Albert Rivera está cada día más intolerante, o sea, menos liberal, pero hay que reconocer su acierto al calificar la última hazaña del ministro Montoro como el cuponazo. El ínclito ministro ha aceptado rebajar la contribución vasca a la Hacienda nacional a cambio de que el PNV apruebe los Presupuestos Generales del Estado. Así estamos desde los años 70: cada vez que Suárez, González, Aznar, Zapatero o Rajoy han estado en minoría la media docena de diputados nacionalistas vascos han puesto el cazo para cobrar sus escaños a precio de oro. Y los catalanes, igual.

Esto ha ocurrido, entre otras cosas, porque ni al PP ni al PSOE les ha parecido mal en el pasado, ni les parece mal en la actualidad. Podemos tampoco le hace ascos a esta clara desigualdad entre los españoles. Y el Gobierno andaluz, sin ir más lejos, no ha dicho ni mu. Ni ahora ni nunca. La presidenta no se ha atrevido a manifestar en público que le parece injusto. Esta semana el vicepresidente Jiménez Barrios ha dicho, como cosa excepcional, que consideraba inoportuno que se aprobase el nuevo cupo vasco antes de establecer el futuro sistema general de financiación autonómica. La Junta no discute ni el fuero ni el huevo, sino el calendario.

Hay expertos solventes que calculan que los 1.300 millones de euros anuales del cupo representan menos de la mitad de lo que deberían tributar las provincias vascongadas. Pero además el PP ha pactado la devolución de cantidades cobradas supuestamente de más, con lo que en los próximos años el cupo bajará de los 1.000 millones. Se esgrime que está en la Constitución, pero la Disposición adicional primera no establece ninguna cantidad, ni fórmula. El economista Ángel de la Fuente, director de la Fundación Fedea, lo explica con un sarcasmo: la Constitución no dice que las diputaciones vascas tengan derecho a hacer mal las cuentas. Ni tampoco dice que los ministros de Hacienda tengan que comulgar con ruedas de molino.

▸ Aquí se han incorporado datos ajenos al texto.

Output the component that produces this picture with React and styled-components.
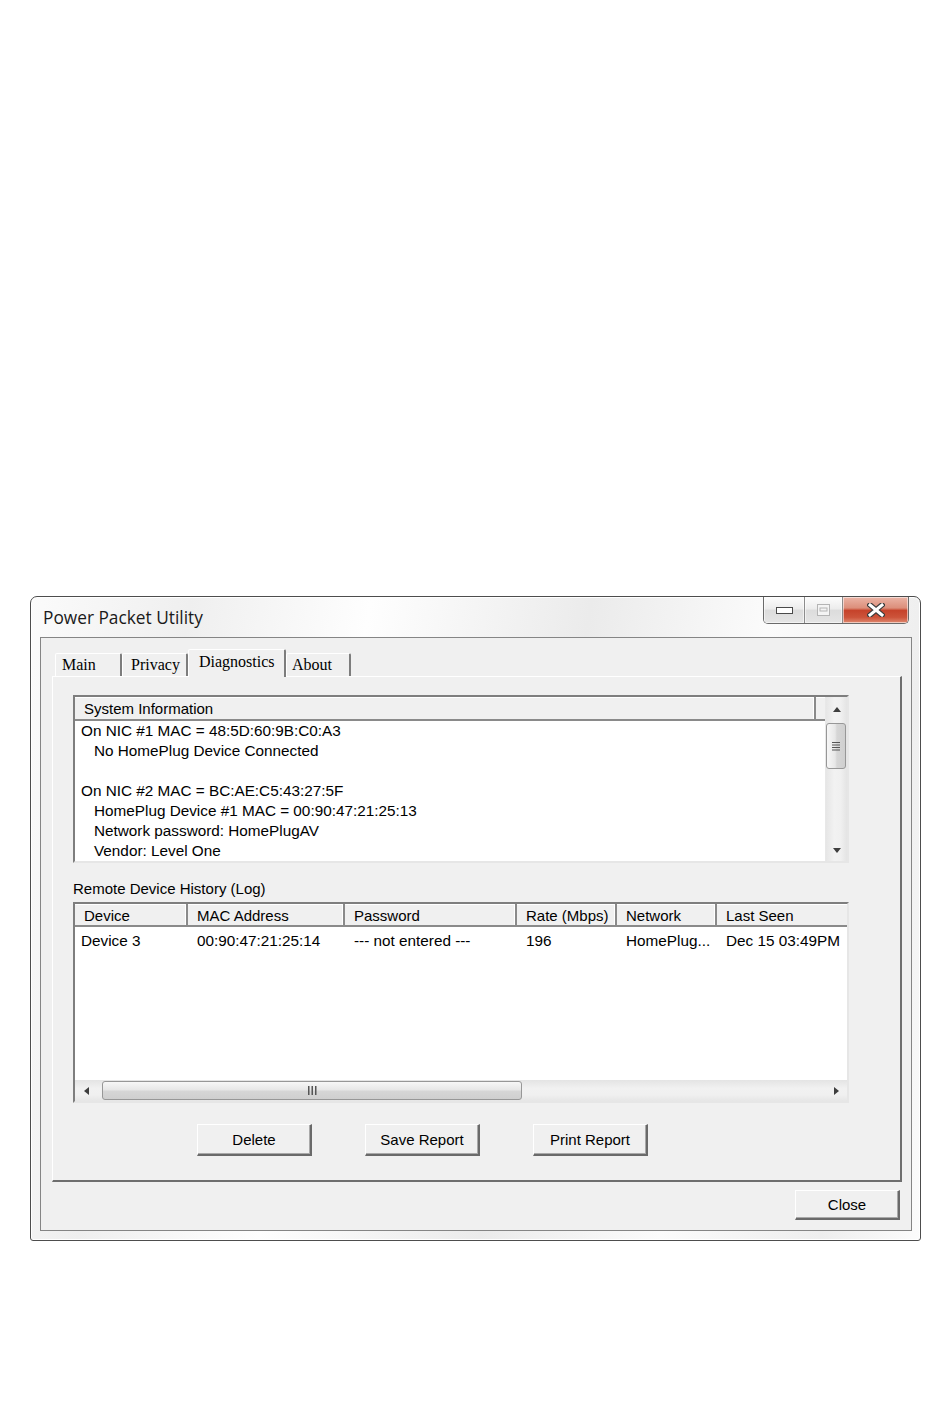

El primer concierto lo negoció en 1979 una UCD en precario por su minoría parlamentaria y por el casi centenar de asesinatos anuales de ETA. Sin esos muertos, no se habría consagrado el pacto entre el Estado y las Haciendas forales vasca y navarra de 1878, tras las tres guerras carlistas. Es un precedente. Ahora, nos disponemos a presenciar otro pacto similar entre los rebeldes soberanistas catalanes y un Estado tentado de darles alguna satisfacción. Resultaría perverso que la lección para el resto del país fuese que los territorios pacíficos, en los que no se desatan guerras, terrorismo o rebeliones, tengan una peor financiación o peor trato inversor.

En todo caso, la enseñanza de estos cuarenta años de moderno parlamentarismo es que han hecho buenos negocios las regiones con un partido específico que tuviese el cazo puesto cada vez que el Gobierno de la nación se quedaba en minoría. Y Andalucía no ha tenido ni cupo, ni cazo.